**Supplied entries:**
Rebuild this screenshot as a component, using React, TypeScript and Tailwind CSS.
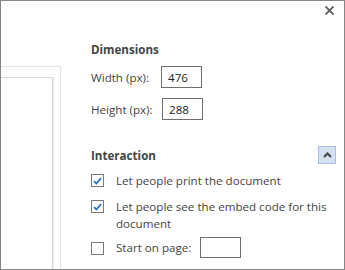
import React from "react";

function Check({ checked }: { checked: boolean }) {
  return (
    <span className="mt-[2px] flex h-[13px] w-[13px] shrink-0 items-center justify-center border border-[#7a7a7a] bg-white">
      {checked && (
        <svg width="9" height="8" viewBox="0 0 9 8">
          <path d="M1 4.2 L3.4 6.5 L8 1.2" fill="none" stroke="#2b73c4" strokeWidth="1.8" />
        </svg>
      )}
    </span>
  );
}

function Field({ label, value, labelWidth }: { label: string; value: string; labelWidth: string }) {
  return (
    <div className="flex items-center">
      <span className={labelWidth}>{label}</span>
      <div className="flex h-[22px] w-[41px] items-center border border-[#6e6e6e] pl-[6px] text-[#222]">{value}</div>
    </div>
  );
}

export default function App() {
  return (
    <div
      className="relative flex h-[270px] w-[345px] overflow-hidden border border-[#858585] bg-white text-[11.6px] leading-[17px] text-[#444]"
      style={{ fontFamily: '"Open Sans", "Noto Sans", sans-serif' }}
    >
      {/* close */}
      <button className="absolute right-[9px] top-[4px] p-[1px]">
        <svg width="9" height="9" viewBox="0 0 9 9">
          <path d="M0.5 0.5 L8.5 8.5 M8.5 0.5 L0.5 8.5" stroke="#5e5e5e" strokeWidth="1.9" />
        </svg>
      </button>

      {/* document preview */}
      <div className="w-[90px] shrink-0 pt-[65px]">
        <div className="h-full w-[60px] border-r border-t border-[#e4e4e4] pt-[10px]">
          <div className="h-full w-[52px] border-r border-t border-[#d6d6d6] shadow-[1px_1px_0_#ececec]" />
        </div>
      </div>

      {/* settings */}
      <div className="flex-1 pr-[8px] pt-[40px]">
        <h3 className="font-bold text-[#444]">Dimensions</h3>
        <div className="mt-[8px] flex flex-col gap-[10px]">
          <Field label="Width (px):" value="476" labelWidth="w-[70px]" />
          <Field label="Height (px):" value="288" labelWidth="w-[71px]" />
        </div>

        <div className="mt-[26px] flex h-[18px] items-center justify-between">
          <h3 className="font-bold">Interaction</h3>
          <button className="flex h-[18px] w-[18px] items-center justify-center border border-[#a6bfe2] bg-[#d5e1f2]">
            <svg width="9" height="6" viewBox="0 0 9 6">
              <path d="M1 5 L4.5 1.5 L8 5" fill="none" stroke="#4a4a4a" strokeWidth="2.2" />
            </svg>
          </button>
        </div>

        <div className="mt-[8px] flex gap-[12px]">
          <Check checked />
          <span>Let people print the document</span>
        </div>
        <div className="mt-[9px] flex gap-[12px]">
          <Check checked />
          <span>Let people see the embed code for this document</span>
        </div>
        <div className="mt-[5px] flex items-center gap-[12px]">
          <Check checked={false} />
          <span className="flex items-center">
            <span className="w-[84px]">Start on page:</span>
            <span className="h-[21px] w-[41px] border border-[#6e6e6e]" />
          </span>
        </div>
      </div>
    </div>
  );
}
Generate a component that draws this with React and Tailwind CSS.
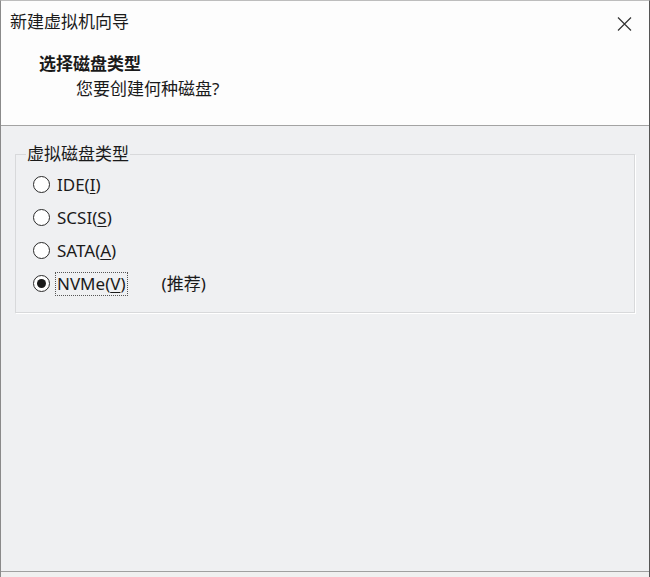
import React, { useState } from 'react';

const options = [
  { id: 'ide', label: 'IDE(', key: 'I' },
  { id: 'scsi', label: 'SCSI(', key: 'S' },
  { id: 'sata', label: 'SATA(', key: 'A' },
  { id: 'nvme', label: 'NVMe(', key: 'V', note: '(推荐)' },
];

const font = { fontFamily: '"Noto Sans", "Noto Sans CJK SC", sans-serif' };

function Radio({ checked }) {
  return (
    <span className="w-[17px] h-[17px] rounded-full border border-[#2a2a2a] bg-white flex items-center justify-center shrink-0">
      {checked && <span className="w-[9px] h-[9px] rounded-full bg-[#1a1a1a]" />}
    </span>
  );
}

export default function App() {
  const [selected, setSelected] = useState('nvme');

  return (
    <div
      className="w-[650px] h-[577px] flex flex-col border-l border-r border-t border-l-[#8a8a8a] border-r-[#555] border-t-[#bdbdbd] text-[#1a1a1a] overflow-hidden"
      style={font}
    >
      {/* header */}
      <div className="h-[125px] bg-[#fdfdfd] border-b border-[#a3a3a3] shrink-0 relative">
        <div className="pl-[9px] pt-[9px] text-[17px] leading-[24px]">新建虚拟机向导</div>
        <button className="absolute right-[17px] top-[15px] w-[16px] h-[15px] flex items-center justify-center">
          <svg width="15" height="14" viewBox="0 0 15 14">
            <path d="M1 0.5 L14 13.5 M14 0.5 L1 13.5" stroke="#333" strokeWidth="1.2" fill="none" />
          </svg>
        </button>
        <div className="pl-[38px] pt-[18px] text-[17px] leading-[24px] font-bold">选择磁盘类型</div>
        <div className="pl-[75px] pt-[1px] text-[17px] leading-[24px]">您要创建何种磁盘?</div>
      </div>

      {/* body */}
      <div className="flex-1 bg-[#eff0f2] px-[14px] pt-[16px] border-b border-[#a0a0a0]">
        <fieldset className="border border-[#d8d9db] shadow-[1px_1px_0_#ffffff]">
          <legend className="ml-[10px] px-[1px] text-[17px] leading-[24px]">虚拟磁盘类型</legend>
          <div className="pl-[17px] pr-[8px] pt-[2px] pb-[12px]">
            {options.map((o) => (
              <div
                key={o.id}
                className="h-[33px] flex items-center cursor-default"
                onClick={() => setSelected(o.id)}
              >
                <Radio checked={selected === o.id} />
                <span
                  className={`ml-[5px] text-[17px] leading-[22px] px-[1px] border border-dotted ${
                    selected === o.id ? 'border-[#555]' : 'border-transparent'
                  }`}
                >
                  {o.label}
                  <span className="underline underline-offset-2">{o.key}</span>)
                </span>
                {o.note && <span className="ml-[34px] text-[17px] leading-[22px]">{o.note}</span>}
              </div>
            ))}
          </div>
        </fieldset>
      </div>

      <div className="h-[5px] bg-[#f0f0f0] shrink-0" />
    </div>
  );
}
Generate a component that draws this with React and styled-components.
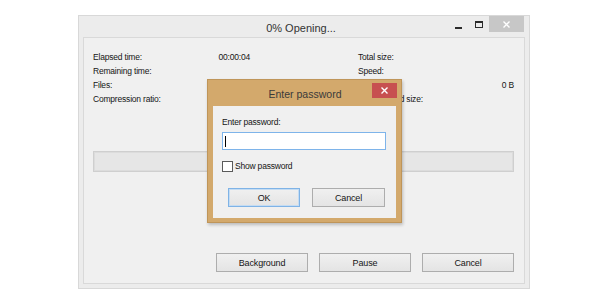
import React from "react";
import styled, { createGlobalStyle } from "styled-components";

const Global = createGlobalStyle`
  html, body { margin: 0; padding: 0; background: #ffffff; }
  body { font-family: "Liberation Sans", Arial, sans-serif; color: #151515; }
`;

const Page = styled.div`
  position: relative;
  width: 608px;
  height: 300px;
  box-sizing: border-box;
  padding: 15px 0 0 78px;
`;

const Window = styled.div`
  width: 452px;
  height: 274px;
  box-sizing: border-box;
  border: 1px solid #d8d8d8;
  background: #ececec;
  display: flex;
  flex-direction: column;
  padding: 0 4px 4px 4px;
`;

const TitleBar = styled.div`
  height: 21px;
  display: grid;
  grid-template-columns: 1fr;
  margin: 0 1px 0 -5px;
`;

const TitleText = styled.div`
  grid-area: 1 / 1;
  justify-self: center;
  align-self: start;
  padding-top: 5px;
  font-size: 11px;
  line-height: 14px;
  color: #333;
`;

const Controls = styled.div`
  grid-area: 1 / 1;
  justify-self: end;
  align-self: start;
  display: flex;
  align-items: flex-start;
`;

const MinGlyph = styled.div`
  width: 7px;
  height: 2px;
  background: #2b2b2b;
  margin-top: 11px;
  margin-right: 13px;
`;

const MaxGlyph = styled.div`
  width: 8px;
  height: 7px;
  box-sizing: border-box;
  border: 1px solid #2b2b2b;
  border-top-width: 2px;
  margin-top: 5px;
  margin-right: 6px;
`;

const CloseBtn = styled.div`
  width: ${(p) => p.$w}px;
  height: ${(p) => p.$h}px;
  background: ${(p) => p.$bg};
  display: flex;
  align-items: center;
  justify-content: center;
  margin-top: ${(p) => p.$top}px;
`;

const Panel = styled.div`
  flex: 1;
  border: 1px solid #d9d9d9;
  background: #f0f0f0;
  padding: 12px 10px 11px 9px;
  display: flex;
  flex-direction: column;
`;

const Stats = styled.div`
  display: flex;
  gap: 108px;
`;

const StatGroup = styled.div`
  width: ${(p) => p.$w}px;
  display: grid;
  grid-template-columns: 1fr auto;
  font-size: 8.5px;
  letter-spacing: -0.2px;
  line-height: 14px;
  color: #151515;
  white-space: nowrap;
`;

const Value = styled.span`
  text-align: right;
`;

const Progress = styled.div`
  margin-top: 45px;
  height: 21px;
  box-sizing: border-box;
  border: 1px solid #cfcfcf;
  box-shadow: inset 0 0 0 1px #dcdcdc;
  background: #e6e6e6;
`;

const ButtonRow = styled.div`
  margin-top: auto;
  display: flex;
  justify-content: ${(p) => p.$justify || "flex-end"};
  gap: ${(p) => p.$gap}px;
  padding-left: ${(p) => p.$pl || 0}px;
`;

const Button = styled.div`
  width: ${(p) => p.$w}px;
  height: 19px;
  box-sizing: border-box;
  border: 1px solid ${(p) => (p.$primary ? "#7fb3e6" : "#adadad")};
  box-shadow: ${(p) => (p.$primary ? "inset 0 0 0 1px #c4dcf3" : "none")};
  background: linear-gradient(#f0f0f0, #e4e4e4);
  font-size: 9px;
  letter-spacing: -0.15px;
  color: #151515;
  display: flex;
  align-items: center;
  justify-content: center;
`;

const Dialog = styled.div`
  position: absolute;
  left: 207px;
  top: 79px;
  width: 195px;
  height: 144px;
  box-sizing: border-box;
  background: #d3a96c;
  border: 1px solid #bf9559;
  box-shadow: 1px 2px 3px rgba(0, 0, 0, 0.22);
  display: flex;
  flex-direction: column;
  padding: 0 5px 4px 5px;
`;

const DialogTitleBar = styled.div`
  height: 26px;
  display: grid;
  grid-template-columns: 1fr;
  margin-right: -1px;
`;

const DialogTitle = styled.div`
  grid-area: 1 / 1;
  justify-self: center;
  align-self: center;
  font-size: 10.5px;
  line-height: 14px;
  color: #3a3a3a;
  padding-top: 1px;
`;

const DialogClose = styled(CloseBtn)`
  grid-area: 1 / 1;
  justify-self: end;
  align-self: start;
`;

const DialogBody = styled.div`
  flex: 1;
  background: #f0f0f0;
  padding: 9px 9px 11px 9px;
  display: flex;
  flex-direction: column;
`;

const FieldLabel = styled.div`
  font-size: 8.5px;
  letter-spacing: -0.2px;
  line-height: 14px;
  color: #151515;
`;

const Field = styled.div`
  margin-top: 3px;
  width: 164px;
  height: 18px;
  box-sizing: border-box;
  border: 1px solid #7eb4ea;
  background: #ffffff;
  display: flex;
  align-items: center;
  padding-left: 2px;
`;

const Caret = styled.div`
  width: 1px;
  height: 11px;
  background: #000;
`;

const CheckRow = styled.div`
  margin-top: 11px;
  display: flex;
  align-items: center;
  gap: 2px;
  font-size: 8.5px;
  letter-spacing: -0.2px;
  line-height: 11px;
  color: #151515;
`;

const CheckBox = styled.div`
  width: 11px;
  height: 11px;
  box-sizing: border-box;
  border: 1px solid #5a5a5a;
  background: #fff;
`;

const DialogButtons = styled(ButtonRow)`
  margin-top: 16px;
`;

const Cross = ({ size = 7, width = 1.4 }) => (
  <svg width={size} height={size} viewBox="0 0 7 7">
    <path d="M0.5 0.5 L6.5 6.5 M6.5 0.5 L0.5 6.5" stroke="#fff" strokeWidth={width} />
  </svg>
);

export default function App() {
  return (
    <Page>
      <Global />
      <Window>
        <TitleBar>
          <TitleText>0% Opening...</TitleText>
          <Controls>
            <MinGlyph />
            <MaxGlyph />
            <CloseBtn $w={35} $h={16} $bg="#c7c7c7" $top={0}>
              <Cross />
            </CloseBtn>
          </Controls>
        </TitleBar>
        <Panel>
          <Stats>
            <StatGroup $w={157}>
              <span>Elapsed time:</span>
              <Value>00:00:04</Value>
              <span>Remaining time:</span>
              <Value></Value>
              <span>Files:</span>
              <Value>0</Value>
              <span>Compression ratio:</span>
              <Value></Value>
            </StatGroup>
            <StatGroup $w={156}>
              <span>Total size:</span>
              <Value></Value>
              <span>Speed:</span>
              <Value></Value>
              <span>Processed:</span>
              <Value>0 B</Value>
              <span>Compressed size:</span>
              <Value></Value>
            </StatGroup>
          </Stats>
          <Progress />
          <ButtonRow $gap={11}>
            <Button $w={92}>Background</Button>
            <Button $w={92}>Pause</Button>
            <Button $w={92}>Cancel</Button>
          </ButtonRow>
        </Panel>
      </Window>
      <Dialog>
        <DialogTitleBar>
          <DialogTitle>Enter password</DialogTitle>
          <DialogClose $w={25} $h={15} $bg="#c75050" $top={3}>
            <Cross />
          </DialogClose>
        </DialogTitleBar>
        <DialogBody>
          <FieldLabel>Enter password:</FieldLabel>
          <Field>
            <Caret />
          </Field>
          <CheckRow>
            <CheckBox />
            <span>Show password</span>
          </CheckRow>
          <DialogButtons $gap={12} $pl={6} $justify="flex-start">
            <Button $w={72} $primary>OK</Button>
            <Button $w={73}>Cancel</Button>
          </DialogButtons>
        </DialogBody>
      </Dialog>
    </Page>
  );
}
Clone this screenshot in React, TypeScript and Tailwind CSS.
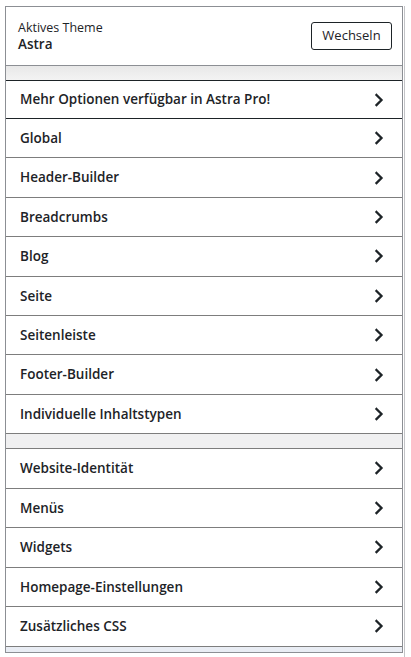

**Written instruction:**
Look through the listing above and count the lines where the string "components" appears. Report the number only.

**The solution:**
2